I have applied a Develop import preset to some of my images.  I would like to remove that preset in a global manner.  I know that I can hit the "reset" button to remove the preset, but that will also remove any crops I have made (I have images that have been cropped but not otherwise "developed").  Is there a way I can accomplish this?


----------



## clee01l (Jun 12, 2013)

camner said:


> I have applied a Develop import preset to some of my images.  I would like to remove that preset in a global manner.  I know that I can hit the "reset" button to remove the preset, but that will also remove any crops I have made (I have images that have been cropped but not otherwise "developed").  Is there a way I can accomplish this?

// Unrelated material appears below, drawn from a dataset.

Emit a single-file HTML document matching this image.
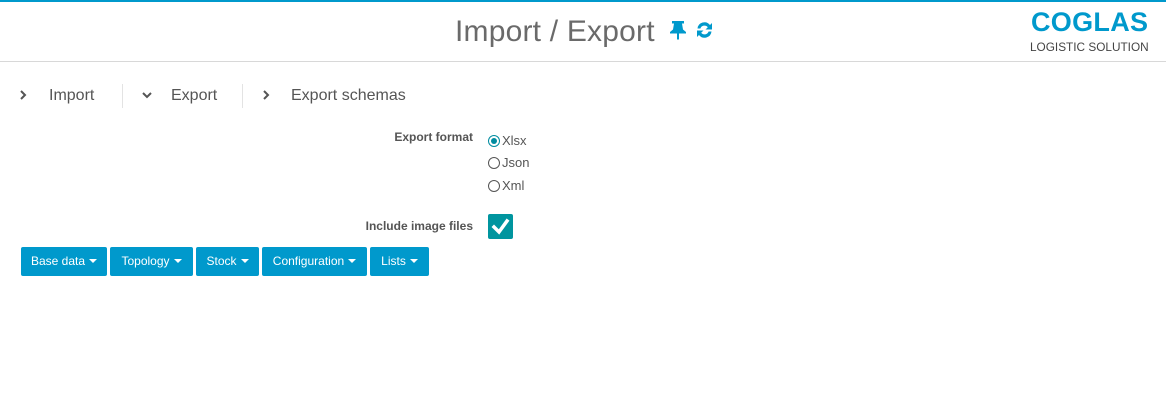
<!DOCTYPE html>
<html><head><meta charset="utf-8"><style>
*{margin:0;padding:0;box-sizing:border-box}
body{width:1166px;height:404px;background:#fff;font-family:"Liberation Sans",sans-serif;position:relative;overflow:hidden;color:#555}
.top{position:absolute;left:0;top:0;width:1166px;height:2px;background:#0099cc}
.hdr{position:absolute;left:0;top:61px;width:1166px;height:1px;background:#d8d8d8}
.title{position:absolute;left:455px;top:15px;font-size:30px;color:#6a6a6a;letter-spacing:0.2px}
.logo1{position:absolute;left:1031px;top:7px;font-size:27px;font-weight:bold;color:#0099cc;letter-spacing:0.3px}
.logo2{position:absolute;left:1030px;top:40px;font-size:11.8px;color:#444;letter-spacing:0}
.tab{position:absolute;top:87px;font-size:16px;color:#555}
.sep{position:absolute;top:84px;width:1px;height:24px;background:#e3e3e3}
.lbl{position:absolute;font-size:12px;font-weight:bold;color:#555;text-align:right;width:200px}
.opt{position:absolute;left:488px;font-size:13px;color:#555}
.opt i{display:inline-block;width:12px;height:12px;border:1px solid #555;border-radius:50%;vertical-align:-2px;margin-right:2px;position:relative}
.opt i.on{border-color:#008ca0}
.opt i.on:after{content:"";position:absolute;left:2px;top:2px;width:6px;height:6px;border-radius:50%;background:#008ca0}
.cb{position:absolute;left:488px;top:214px;width:25px;height:25px;background:#00959f;border-radius:2px}
.btn{position:absolute;top:247px;height:29px;background:#0099cc;color:#fff;font-size:12px;border-radius:2px;line-height:29px;text-align:center}
.btn:after{content:"";display:inline-block;border-left:4px solid transparent;border-right:4px solid transparent;border-top:4px solid #fff;margin-left:4px;vertical-align:2px}
</style></head><body>
<div class="top"></div>
<div class="title">Import / Export</div>
<svg style="position:absolute;left:669px;top:20px" width="18" height="20" viewBox="0 0 18 20"><path d="M3 1h12v2.5h-2l1 6 3 2.5v1.5H1V12l3-2.5 1-6H3z M8 13.5h2V19l-1 1-1-1z" fill="#0099cc"/></svg>
<svg style="position:absolute;left:694px;top:20px" width="21" height="20" viewBox="0 0 21 20"><path d="M3.5 8.5A7 7 0 0 1 16 5l2-2v6.5h-6.5l2.3-2.3A4.3 4.3 0 0 0 6.4 8.5z M17.5 11.5A7 7 0 0 1 5 15l-2 2v-6.5h6.5L7.2 12.8a4.3 4.3 0 0 0 7.4-1.3z" fill="#0099cc"/></svg>
<div class="logo1">COGLAS</div>
<div class="logo2">LOGISTIC SOLUTION</div>
<div class="hdr"></div>

<svg style="position:absolute;left:19px;top:90px" width="8" height="10"><path d="M2 1l4 4-4 4" stroke="#555" stroke-width="2" fill="none"/></svg>
<div class="tab" style="left:49px">Import</div>
<div class="sep" style="left:122px"></div>
<svg style="position:absolute;left:142px;top:91px" width="10" height="8"><path d="M1 2l4 4 4-4" stroke="#555" stroke-width="2" fill="none"/></svg>
<div class="tab" style="left:171px">Export</div>
<div class="sep" style="left:242px"></div>
<svg style="position:absolute;left:262px;top:90px" width="8" height="10"><path d="M2 1l4 4-4 4" stroke="#555" stroke-width="2" fill="none"/></svg>
<div class="tab" style="left:291px">Export schemas</div>

<div class="lbl" style="left:273px;top:130px">Export format</div>
<div class="opt" style="top:133px"><i class="on"></i>Xlsx</div>
<div class="opt" style="top:155px"><i></i>Json</div>
<div class="opt" style="top:178px"><i></i>Xml</div>
<div class="lbl" style="left:273px;top:219px">Include image files</div>
<div class="cb"><svg width="25" height="25"><path d="M6 13l5 5 8-11" stroke="#fff" stroke-width="3.5" fill="none" stroke-linecap="square"/></svg></div>

<div class="btn" style="left:21px;width:86px">Base data</div>
<div class="btn" style="left:110px;width:83px">Topology</div>
<div class="btn" style="left:196px;width:63px">Stock</div>
<div class="btn" style="left:262px;width:105px">Configuration</div>
<div class="btn" style="left:370px;width:59px">Lists</div>
</body></html>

You remove a preset by creating another.  What adjustments does the Reset do to your sliders?  If that is what you want globally, then create a new preset based upon the results.  In the new develop preset dialog you are presented with check boxes for the various settings. Click on the button labeled {Check All}. Note that creating a Preset will not include a crop.  This is precisely what you want.  You can apply this preset globally. BUT do this with a small test set first.  It is easier to undo a few images than many if your "reset preset" turns out to not be as desirable as you wish.


----------



## camner (Jun 12, 2013)

Aahh....so much to learn!

This leads to a couple of other questions:


Is there a way to know exactly what a preset does?  In my case it was fairly easy to reconstruct because there wasn't much to the preset, but I could imagine that a complex preset might be rather difficult to decipher.
Are presets absolute adjustments or relative to the state of the image when the preset is applied?

Thanks, as always, for good counsel.  I look forward to the day when I can actually be of help to someone here rather than being only on the receiving end...


----------



## clee01l (Jun 12, 2013)

Presets are ASCII text files readable with any text editor.  They are Structured XML and easy to understand.  LR is a parameterized editor and applies algorithims for parameters like Exposure, Contrast etc.  A Develop Preset is a set of instructions to adjust the parameters in the Preset list.  It is an absolute adjustment. 
Setting the Exposure to +2.30 in the preset does just that no matter what the previous value was for the parameter So, it is absolute not relative.  if your parameter has a setting before the preset is applied, for instance Contrast = +10, and the Preset has no parameter for Contrast, the the value for Contrast remains at +10.  That is why  i instructed you to {Check ALL} in the Preset  Creation Dialog window.


----------



## camner (Jun 13, 2013)

clee01l said:


> Presets are ASCII text files readable with any text editor.  They are Structured XML and easy to understand.  LR is a parameterized editor and applies algorithims for parameters like Exposure, Contrast etc.  A Develop Preset is a set of instructions to adjust the parameters in the Preset list.  It is an absolute adjustment.
> Setting the Exposure to +2.30 in the preset does just that no matter what the previous value was for the parameter So, it is absolute not relative.  if your parameter has a setting before the preset is applied, for instance Contrast = +10, and the Preset has no parameter for Contrast, the the value for Contrast remains at +10.  That is why  i instructed you to {Check ALL} in the Preset  Creation Dialog window.



This seems very clear.  Thank you.


----------



## snapper (May 1, 2014)

Just what I was looking for. I inadvertently applied a develop presto on import, then went and cropped, and in some case edited, 250 files. I was surprised some needed adjustment, but I went ahead and adjusted them as well before I noticed the problem editing a second set of images from the same day.

I've created a 'reset' preset, but taking one of the un-cropped images, and applying a rest too it, then creating the preset. Applying that across all the other images gives me a much better starting point where I only have to adjust a small minority of the remaining frames, and all my crops are fine....


----------